TASK STATEMENT
Report all lines from the entries below in which "styles" appears.

DATA ENTRIES
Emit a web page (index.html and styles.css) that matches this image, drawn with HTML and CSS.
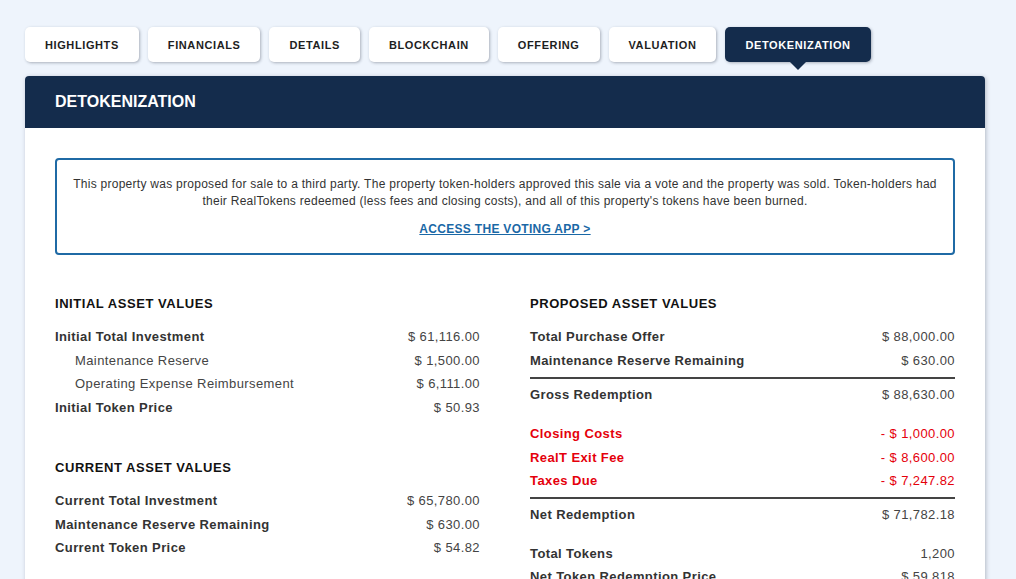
FILE: index.html
```html
<!DOCTYPE html>
<html>
<head>
<meta charset="utf-8">
<link rel="stylesheet" href="styles.css">
</head>
<body>
<div class="page">
  <nav class="tabs">
    <div class="tab">HIGHLIGHTS</div>
    <div class="tab">FINANCIALS</div>
    <div class="tab">DETAILS</div>
    <div class="tab">BLOCKCHAIN</div>
    <div class="tab">OFFERING</div>
    <div class="tab">VALUATION</div>
    <div class="tab active">DETOKENIZATION</div>
  </nav>
  <section class="card">
    <header class="card-head">DETOKENIZATION</header>
    <div class="card-body">
      <div class="notice">
        <p>This property was proposed for sale to a third party. The property token-holders approved this sale via a vote and the property was sold. Token-holders had their RealTokens redeemed (less fees and closing costs), and all of this property's tokens have been burned.</p>
        <a class="notice-link" href="#">ACCESS THE VOTING APP &gt;</a>
      </div>
      <div class="cols">
        <div class="col">
          <h3 class="sec-title">INITIAL ASSET VALUES</h3>
          <div class="row"><span class="lbl">Initial Total Investment</span><span class="val">$ 61,116.00</span></div>
          <div class="row sub"><span class="lbl">Maintenance Reserve</span><span class="val">$ 1,500.00</span></div>
          <div class="row sub"><span class="lbl">Operating Expense Reimbursement</span><span class="val">$ 6,111.00</span></div>
          <div class="row"><span class="lbl">Initial Token Price</span><span class="val">$ 50.93</span></div>
          <h3 class="sec-title second">CURRENT ASSET VALUES</h3>
          <div class="row"><span class="lbl">Current Total Investment</span><span class="val">$ 65,780.00</span></div>
          <div class="row"><span class="lbl">Maintenance Reserve Remaining</span><span class="val">$ 630.00</span></div>
          <div class="row"><span class="lbl">Current Token Price</span><span class="val">$ 54.82</span></div>
        </div>
        <div class="col">
          <h3 class="sec-title">PROPOSED ASSET VALUES</h3>
          <div class="row"><span class="lbl">Total Purchase Offer</span><span class="val">$ 88,000.00</span></div>
          <div class="row"><span class="lbl">Maintenance Reserve Remaining</span><span class="val">$ 630.00</span></div>
          <div class="divider"></div>
          <div class="row"><span class="lbl">Gross Redemption</span><span class="val">$ 88,630.00</span></div>
          <div class="group">
            <div class="row neg"><span class="lbl">Closing Costs</span><span class="val">- $ 1,000.00</span></div>
            <div class="row neg"><span class="lbl">RealT Exit Fee</span><span class="val">- $ 8,600.00</span></div>
            <div class="row neg"><span class="lbl">Taxes Due</span><span class="val">- $ 7,247.82</span></div>
          </div>
          <div class="divider"></div>
          <div class="row"><span class="lbl">Net Redemption</span><span class="val">$ 71,782.18</span></div>
          <div class="group">
            <div class="row"><span class="lbl">Total Tokens</span><span class="val">1,200</span></div>
            <div class="row"><span class="lbl">Net Token Redemption Price</span><span class="val">$ 59.818</span></div>
          </div>
        </div>
      </div>
    </div>
  </section>
</div>
</body>
</html>
```

FILE: styles.css
```css
* { box-sizing: border-box; }
html, body {
  margin: 0;
  padding: 0;
  background: #eef4fc;
  font-family: "Liberation Sans", Arial, sans-serif;
  color: #333;
  overflow: hidden;
}
.page {
  padding: 27px 31px 0 25px;
}
.tabs {
  display: flex;
  gap: 9px;
}
.tab {
  position: relative;
  height: 35px;
  padding: 0 20px;
  display: flex;
  align-items: center;
  background: #fff;
  border-radius: 5px;
  box-shadow: 1px 1px 3px rgba(40, 50, 70, 0.35);
  font-size: 11px;
  font-weight: bold;
  letter-spacing: 0.6px;
  color: #1e1e1e;
}
.tab.active {
  background: #142c4c;
  color: #fff;
}
.tab.active::after {
  content: "";
  position: absolute;
  left: 50%;
  bottom: -8px;
  margin-left: -8px;
  border-left: 8px solid transparent;
  border-right: 8px solid transparent;
  border-top: 8px solid #142c4c;
}
.card {
  margin-top: 14px;
  background: #fff;
  border-radius: 4px 4px 0 0;
  box-shadow: 1px 1px 4px rgba(40, 50, 70, 0.3);
  width: 960px;
}
.card-head {
  height: 52px;
  background: #142c4c;
  border-radius: 4px 4px 0 0;
  color: #fff;
  font-weight: bold;
  font-size: 16px;
  padding: 0 30px;
  display: flex;
  align-items: center;
}
.card-body {
  padding: 30px 30px 0 30px;
}
.notice {
  border: 2px solid #1f6aa5;
  border-radius: 4px;
  padding: 16px 12px 15px;
  text-align: center;
}
.notice p {
  margin: 0;
  font-size: 12px;
  line-height: 17px;
  letter-spacing: 0.27px;
  color: #333;
}
.notice-link {
  display: inline-block;
  margin-top: 11px;
  font-size: 12px;
  line-height: 17px;
  font-weight: bold;
  letter-spacing: 0.3px;
  color: #1a68a6;
  text-decoration: underline;
}
.cols {
  display: flex;
  gap: 50px;
  margin-top: 41px;
}
.col {
  flex: 1;
}
.sec-title {
  margin: 0 0 13px;
  font-size: 13px;
  line-height: 16px;
  font-weight: bold;
  color: #111;
  letter-spacing: 0.55px;
}
.sec-title.second {
  margin-top: 41px;
}
.row {
  display: flex;
  justify-content: space-between;
  font-size: 13px;
  line-height: 23.5px;
  letter-spacing: 0.4px;
}
.lbl {
  font-weight: bold;
  color: #333;
}
.val {
  color: #444;
}
.row.sub .lbl {
  font-weight: normal;
  padding-left: 20px;
  color: #444;
}
.row.neg .lbl, .row.neg .val {
  color: #e5000b;
}
.divider {
  height: 2px;
  background: #444;
  margin: 5px 0 4px;
}
.group {
  margin-top: 15.5px;
}
.group + .divider {
  margin-top: 4px;
  margin-bottom: 4px;
}
```
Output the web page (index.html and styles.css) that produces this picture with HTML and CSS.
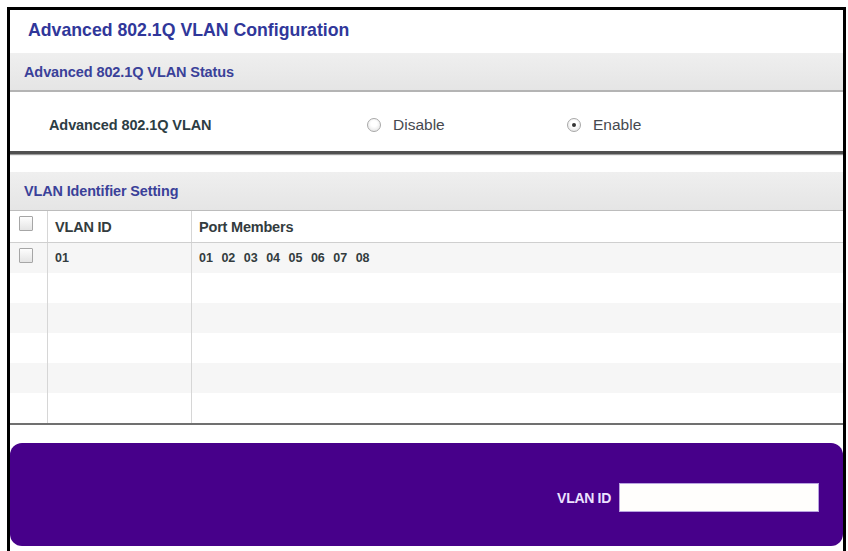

WORKED ANSWER
Emit a web page (index.html and styles.css) that matches this image, drawn with HTML and CSS.
<link rel="stylesheet" href="styles.css">
FILE: styles.css
Output the web page (index.html and styles.css) that produces this picture with HTML and CSS.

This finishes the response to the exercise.